:: DATASET SECTION ::
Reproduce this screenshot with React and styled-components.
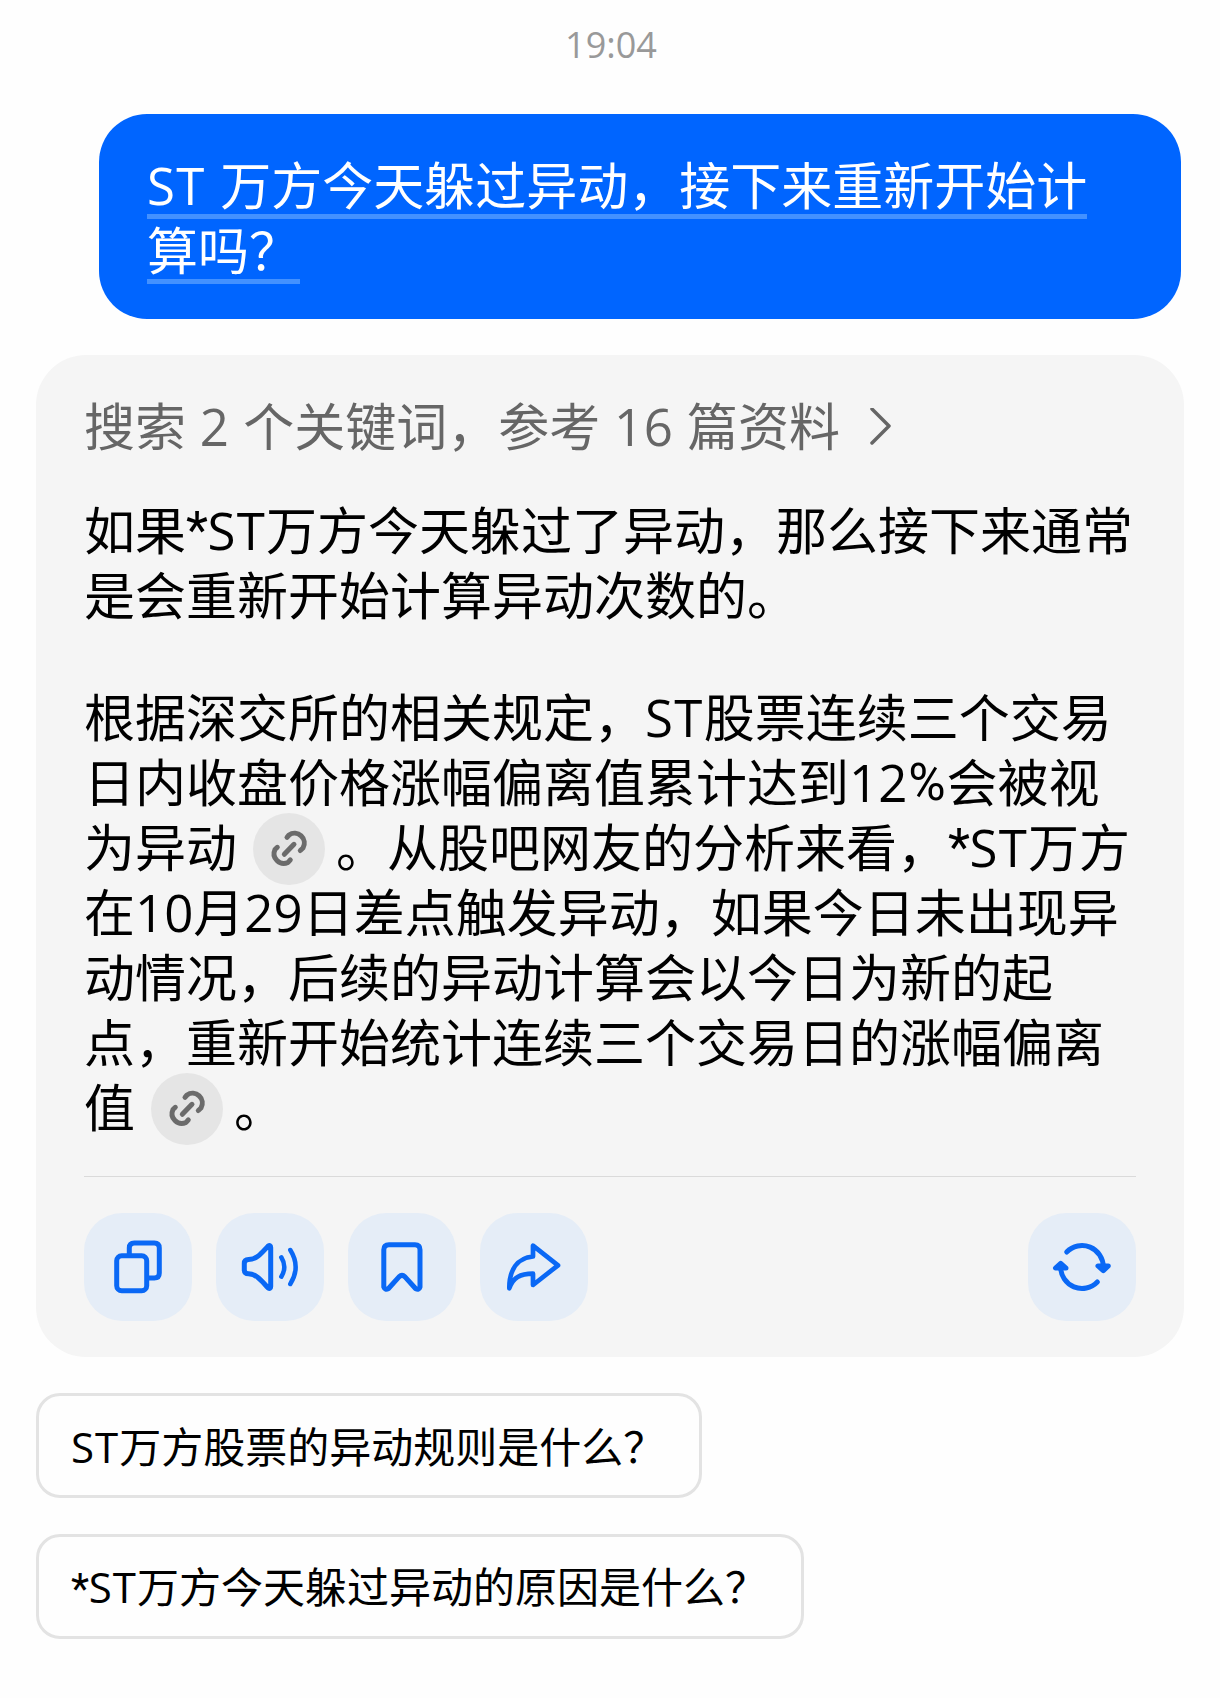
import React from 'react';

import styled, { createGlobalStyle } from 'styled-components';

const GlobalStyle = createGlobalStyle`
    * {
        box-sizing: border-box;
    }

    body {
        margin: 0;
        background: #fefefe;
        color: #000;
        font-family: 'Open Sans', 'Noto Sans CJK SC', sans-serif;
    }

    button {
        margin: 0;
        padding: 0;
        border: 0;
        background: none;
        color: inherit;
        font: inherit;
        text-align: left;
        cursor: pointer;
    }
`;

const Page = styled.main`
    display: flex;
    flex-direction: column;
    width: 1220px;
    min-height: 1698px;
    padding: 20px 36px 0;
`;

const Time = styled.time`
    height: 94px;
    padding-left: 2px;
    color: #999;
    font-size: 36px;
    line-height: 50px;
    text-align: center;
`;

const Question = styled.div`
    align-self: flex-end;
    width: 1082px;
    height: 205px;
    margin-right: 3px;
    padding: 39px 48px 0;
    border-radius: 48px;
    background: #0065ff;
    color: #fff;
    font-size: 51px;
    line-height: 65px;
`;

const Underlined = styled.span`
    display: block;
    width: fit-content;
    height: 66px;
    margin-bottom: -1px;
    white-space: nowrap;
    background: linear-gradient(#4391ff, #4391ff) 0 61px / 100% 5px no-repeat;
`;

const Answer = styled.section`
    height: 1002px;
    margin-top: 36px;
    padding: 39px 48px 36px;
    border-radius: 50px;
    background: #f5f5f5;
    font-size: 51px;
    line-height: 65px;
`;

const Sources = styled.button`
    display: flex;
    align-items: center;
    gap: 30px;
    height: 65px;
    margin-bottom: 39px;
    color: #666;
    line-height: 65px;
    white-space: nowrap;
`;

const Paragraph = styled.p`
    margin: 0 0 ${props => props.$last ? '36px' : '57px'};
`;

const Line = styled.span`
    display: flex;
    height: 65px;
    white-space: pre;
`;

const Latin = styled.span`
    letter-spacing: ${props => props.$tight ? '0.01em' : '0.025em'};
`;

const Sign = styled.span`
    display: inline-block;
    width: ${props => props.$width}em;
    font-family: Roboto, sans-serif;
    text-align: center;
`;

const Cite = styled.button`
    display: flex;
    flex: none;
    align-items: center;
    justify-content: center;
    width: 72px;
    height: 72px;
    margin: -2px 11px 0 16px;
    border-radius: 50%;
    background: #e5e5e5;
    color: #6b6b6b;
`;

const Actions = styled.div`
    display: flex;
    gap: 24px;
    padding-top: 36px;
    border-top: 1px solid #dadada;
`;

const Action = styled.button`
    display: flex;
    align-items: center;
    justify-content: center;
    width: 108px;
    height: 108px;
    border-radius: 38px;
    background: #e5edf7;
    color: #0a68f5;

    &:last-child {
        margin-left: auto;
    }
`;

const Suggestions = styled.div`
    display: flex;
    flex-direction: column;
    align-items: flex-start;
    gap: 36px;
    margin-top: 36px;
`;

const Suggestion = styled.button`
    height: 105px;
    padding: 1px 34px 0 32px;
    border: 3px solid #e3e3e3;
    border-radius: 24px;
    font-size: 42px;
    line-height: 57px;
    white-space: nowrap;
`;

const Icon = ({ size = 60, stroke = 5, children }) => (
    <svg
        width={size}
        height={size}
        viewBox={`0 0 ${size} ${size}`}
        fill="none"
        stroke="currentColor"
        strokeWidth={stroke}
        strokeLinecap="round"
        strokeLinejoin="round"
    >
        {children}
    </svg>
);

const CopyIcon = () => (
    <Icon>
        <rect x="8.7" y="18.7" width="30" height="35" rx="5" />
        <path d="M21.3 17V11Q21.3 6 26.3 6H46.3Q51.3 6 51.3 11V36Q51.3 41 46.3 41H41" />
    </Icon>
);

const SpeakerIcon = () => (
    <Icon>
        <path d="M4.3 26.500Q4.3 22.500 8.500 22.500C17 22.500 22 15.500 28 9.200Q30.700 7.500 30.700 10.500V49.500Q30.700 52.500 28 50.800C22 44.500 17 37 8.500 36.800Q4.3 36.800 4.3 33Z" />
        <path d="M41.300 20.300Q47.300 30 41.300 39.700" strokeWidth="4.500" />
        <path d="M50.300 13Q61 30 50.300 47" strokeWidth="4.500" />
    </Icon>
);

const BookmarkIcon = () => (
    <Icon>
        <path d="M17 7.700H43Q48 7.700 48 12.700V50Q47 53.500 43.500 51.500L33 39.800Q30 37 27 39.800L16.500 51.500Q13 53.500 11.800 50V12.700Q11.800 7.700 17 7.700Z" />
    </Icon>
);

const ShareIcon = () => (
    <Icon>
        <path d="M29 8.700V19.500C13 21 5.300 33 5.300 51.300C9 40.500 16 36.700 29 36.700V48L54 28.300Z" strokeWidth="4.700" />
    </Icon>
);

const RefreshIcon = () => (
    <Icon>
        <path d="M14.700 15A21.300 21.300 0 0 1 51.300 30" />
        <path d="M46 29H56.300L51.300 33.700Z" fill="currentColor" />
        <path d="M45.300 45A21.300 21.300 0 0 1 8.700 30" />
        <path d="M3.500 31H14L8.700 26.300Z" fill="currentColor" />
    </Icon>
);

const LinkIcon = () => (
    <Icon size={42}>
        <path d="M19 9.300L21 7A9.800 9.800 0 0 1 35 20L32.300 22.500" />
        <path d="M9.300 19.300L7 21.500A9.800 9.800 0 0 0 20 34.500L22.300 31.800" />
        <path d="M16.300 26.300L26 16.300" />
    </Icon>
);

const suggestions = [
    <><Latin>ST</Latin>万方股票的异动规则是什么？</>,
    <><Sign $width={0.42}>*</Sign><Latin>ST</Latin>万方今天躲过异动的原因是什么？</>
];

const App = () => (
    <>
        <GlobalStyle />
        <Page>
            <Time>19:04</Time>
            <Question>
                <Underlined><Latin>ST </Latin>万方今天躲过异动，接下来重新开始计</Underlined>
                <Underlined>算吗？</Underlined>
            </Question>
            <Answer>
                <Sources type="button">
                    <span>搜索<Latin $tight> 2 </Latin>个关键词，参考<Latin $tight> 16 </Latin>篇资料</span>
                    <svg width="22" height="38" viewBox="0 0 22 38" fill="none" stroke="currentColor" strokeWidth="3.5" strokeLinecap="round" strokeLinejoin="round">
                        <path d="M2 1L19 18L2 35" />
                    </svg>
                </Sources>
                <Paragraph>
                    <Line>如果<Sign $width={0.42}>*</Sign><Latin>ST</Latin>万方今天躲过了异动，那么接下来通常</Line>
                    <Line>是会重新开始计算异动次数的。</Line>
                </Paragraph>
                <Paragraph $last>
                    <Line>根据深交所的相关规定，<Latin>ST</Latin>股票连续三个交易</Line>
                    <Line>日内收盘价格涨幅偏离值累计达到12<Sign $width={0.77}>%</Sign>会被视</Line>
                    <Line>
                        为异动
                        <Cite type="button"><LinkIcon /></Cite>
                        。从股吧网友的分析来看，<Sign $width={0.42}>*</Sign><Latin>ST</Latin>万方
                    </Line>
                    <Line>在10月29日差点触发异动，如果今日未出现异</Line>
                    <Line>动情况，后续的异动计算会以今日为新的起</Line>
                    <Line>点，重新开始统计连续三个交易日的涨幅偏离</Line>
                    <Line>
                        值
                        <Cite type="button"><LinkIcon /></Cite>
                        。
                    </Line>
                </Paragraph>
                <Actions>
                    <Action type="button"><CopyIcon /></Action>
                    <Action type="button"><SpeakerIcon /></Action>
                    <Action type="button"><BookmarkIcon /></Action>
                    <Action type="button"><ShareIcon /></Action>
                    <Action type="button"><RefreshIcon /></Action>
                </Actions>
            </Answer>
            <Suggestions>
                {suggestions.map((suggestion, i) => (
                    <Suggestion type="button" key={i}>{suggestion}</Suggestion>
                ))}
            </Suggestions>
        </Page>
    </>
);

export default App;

:: SHORT EXERCISE ::
Transcribe the full listing above exactly as it stands, minus the pictures.

:: FINAL RESULT ::
Reproduce this screenshot with React and styled-components.
import React from 'react';

import styled, { createGlobalStyle } from 'styled-components';

const GlobalStyle = createGlobalStyle`
    * {
        box-sizing: border-box;
    }

    body {
        margin: 0;
        background: #fefefe;
        color: #000;
        font-family: 'Open Sans', 'Noto Sans CJK SC', sans-serif;
    }

    button {
        margin: 0;
        padding: 0;
        border: 0;
        background: none;
        color: inherit;
        font: inherit;
        text-align: left;
        cursor: pointer;
    }
`;

const Page = styled.main`
    display: flex;
    flex-direction: column;
    width: 1220px;
    min-height: 1698px;
    padding: 20px 36px 0;
`;

const Time = styled.time`
    height: 94px;
    padding-left: 2px;
    color: #999;
    font-size: 36px;
    line-height: 50px;
    text-align: center;
`;

const Question = styled.div`
    align-self: flex-end;
    width: 1082px;
    height: 205px;
    margin-right: 3px;
    padding: 39px 48px 0;
    border-radius: 48px;
    background: #0065ff;
    color: #fff;
    font-size: 51px;
    line-height: 65px;
`;

const Underlined = styled.span`
    display: block;
    width: fit-content;
    height: 66px;
    margin-bottom: -1px;
    white-space: nowrap;
    background: linear-gradient(#4391ff, #4391ff) 0 61px / 100% 5px no-repeat;
`;

const Answer = styled.section`
    height: 1002px;
    margin-top: 36px;
    padding: 39px 48px 36px;
    border-radius: 50px;
    background: #f5f5f5;
    font-size: 51px;
    line-height: 65px;
`;

const Sources = styled.button`
    display: flex;
    align-items: center;
    gap: 30px;
    height: 65px;
    margin-bottom: 39px;
    color: #666;
    line-height: 65px;
    white-space: nowrap;
`;

const Paragraph = styled.p`
    margin: 0 0 ${props => props.$last ? '36px' : '57px'};
`;

const Line = styled.span`
    display: flex;
    height: 65px;
    white-space: pre;
`;

const Latin = styled.span`
    letter-spacing: ${props => props.$tight ? '0.01em' : '0.025em'};
`;

const Sign = styled.span`
    display: inline-block;
    width: ${props => props.$width}em;
    font-family: Roboto, sans-serif;
    text-align: center;
`;

const Cite = styled.button`
    display: flex;
    flex: none;
    align-items: center;
    justify-content: center;
    width: 72px;
    height: 72px;
    margin: -2px 11px 0 16px;
    border-radius: 50%;
    background: #e5e5e5;
    color: #6b6b6b;
`;

const Actions = styled.div`
    display: flex;
    gap: 24px;
    padding-top: 36px;
    border-top: 1px solid #dadada;
`;

const Action = styled.button`
    display: flex;
    align-items: center;
    justify-content: center;
    width: 108px;
    height: 108px;
    border-radius: 38px;
    background: #e5edf7;
    color: #0a68f5;

    &:last-child {
        margin-left: auto;
    }
`;

const Suggestions = styled.div`
    display: flex;
    flex-direction: column;
    align-items: flex-start;
    gap: 36px;
    margin-top: 36px;
`;

const Suggestion = styled.button`
    height: 105px;
    padding: 1px 34px 0 32px;
    border: 3px solid #e3e3e3;
    border-radius: 24px;
    font-size: 42px;
    line-height: 57px;
    white-space: nowrap;
`;

const Icon = ({ size = 60, stroke = 5, children }) => (
    <svg
        width={size}
        height={size}
        viewBox={`0 0 ${size} ${size}`}
        fill="none"
        stroke="currentColor"
        strokeWidth={stroke}
        strokeLinecap="round"
        strokeLinejoin="round"
    >
        {children}
    </svg>
);

const CopyIcon = () => (
    <Icon>
        <rect x="8.7" y="18.7" width="30" height="35" rx="5" />
        <path d="M21.3 17V11Q21.3 6 26.3 6H46.3Q51.3 6 51.3 11V36Q51.3 41 46.3 41H41" />
    </Icon>
);

const SpeakerIcon = () => (
    <Icon>
        <path d="M4.3 26.500Q4.3 22.500 8.500 22.500C17 22.500 22 15.500 28 9.200Q30.700 7.500 30.700 10.500V49.500Q30.700 52.500 28 50.800C22 44.500 17 37 8.500 36.800Q4.3 36.800 4.3 33Z" />
        <path d="M41.300 20.300Q47.300 30 41.300 39.700" strokeWidth="4.500" />
        <path d="M50.300 13Q61 30 50.300 47" strokeWidth="4.500" />
    </Icon>
);

const BookmarkIcon = () => (
    <Icon>
        <path d="M17 7.700H43Q48 7.700 48 12.700V50Q47 53.500 43.500 51.500L33 39.800Q30 37 27 39.800L16.500 51.500Q13 53.500 11.800 50V12.700Q11.800 7.700 17 7.700Z" />
    </Icon>
);

const ShareIcon = () => (
    <Icon>
        <path d="M29 8.700V19.500C13 21 5.300 33 5.300 51.300C9 40.500 16 36.700 29 36.700V48L54 28.300Z" strokeWidth="4.700" />
    </Icon>
);

const RefreshIcon = () => (
    <Icon>
        <path d="M14.700 15A21.300 21.300 0 0 1 51.300 30" />
        <path d="M46 29H56.300L51.300 33.700Z" fill="currentColor" />
        <path d="M45.300 45A21.300 21.300 0 0 1 8.700 30" />
        <path d="M3.500 31H14L8.700 26.300Z" fill="currentColor" />
    </Icon>
);

const LinkIcon = () => (
    <Icon size={42}>
        <path d="M19 9.300L21 7A9.800 9.800 0 0 1 35 20L32.300 22.500" />
        <path d="M9.300 19.300L7 21.500A9.800 9.800 0 0 0 20 34.500L22.300 31.800" />
        <path d="M16.300 26.300L26 16.300" />
    </Icon>
);

const suggestions = [
    <><Latin>ST</Latin>万方股票的异动规则是什么？</>,
    <><Sign $width={0.42}>*</Sign><Latin>ST</Latin>万方今天躲过异动的原因是什么？</>
];

const App = () => (
    <>
        <GlobalStyle />
        <Page>
            <Time>19:04</Time>
            <Question>
                <Underlined><Latin>ST </Latin>万方今天躲过异动，接下来重新开始计</Underlined>
                <Underlined>算吗？</Underlined>
            </Question>
            <Answer>
                <Sources type="button">
                    <span>搜索<Latin $tight> 2 </Latin>个关键词，参考<Latin $tight> 16 </Latin>篇资料</span>
                    <svg width="22" height="38" viewBox="0 0 22 38" fill="none" stroke="currentColor" strokeWidth="3.5" strokeLinecap="round" strokeLinejoin="round">
                        <path d="M2 1L19 18L2 35" />
                    </svg>
                </Sources>
                <Paragraph>
                    <Line>如果<Sign $width={0.42}>*</Sign><Latin>ST</Latin>万方今天躲过了异动，那么接下来通常</Line>
                    <Line>是会重新开始计算异动次数的。</Line>
                </Paragraph>
                <Paragraph $last>
                    <Line>根据深交所的相关规定，<Latin>ST</Latin>股票连续三个交易</Line>
                    <Line>日内收盘价格涨幅偏离值累计达到12<Sign $width={0.77}>%</Sign>会被视</Line>
                    <Line>
                        为异动
                        <Cite type="button"><LinkIcon /></Cite>
                        。从股吧网友的分析来看，<Sign $width={0.42}>*</Sign><Latin>ST</Latin>万方
                    </Line>
                    <Line>在10月29日差点触发异动，如果今日未出现异</Line>
                    <Line>动情况，后续的异动计算会以今日为新的起</Line>
                    <Line>点，重新开始统计连续三个交易日的涨幅偏离</Line>
                    <Line>
                        值
                        <Cite type="button"><LinkIcon /></Cite>
                        。
                    </Line>
                </Paragraph>
                <Actions>
                    <Action type="button"><CopyIcon /></Action>
                    <Action type="button"><SpeakerIcon /></Action>
                    <Action type="button"><BookmarkIcon /></Action>
                    <Action type="button"><ShareIcon /></Action>
                    <Action type="button"><RefreshIcon /></Action>
                </Actions>
            </Answer>
            <Suggestions>
                {suggestions.map((suggestion, i) => (
                    <Suggestion type="button" key={i}>{suggestion}</Suggestion>
                ))}
            </Suggestions>
        </Page>
    </>
);

export default App;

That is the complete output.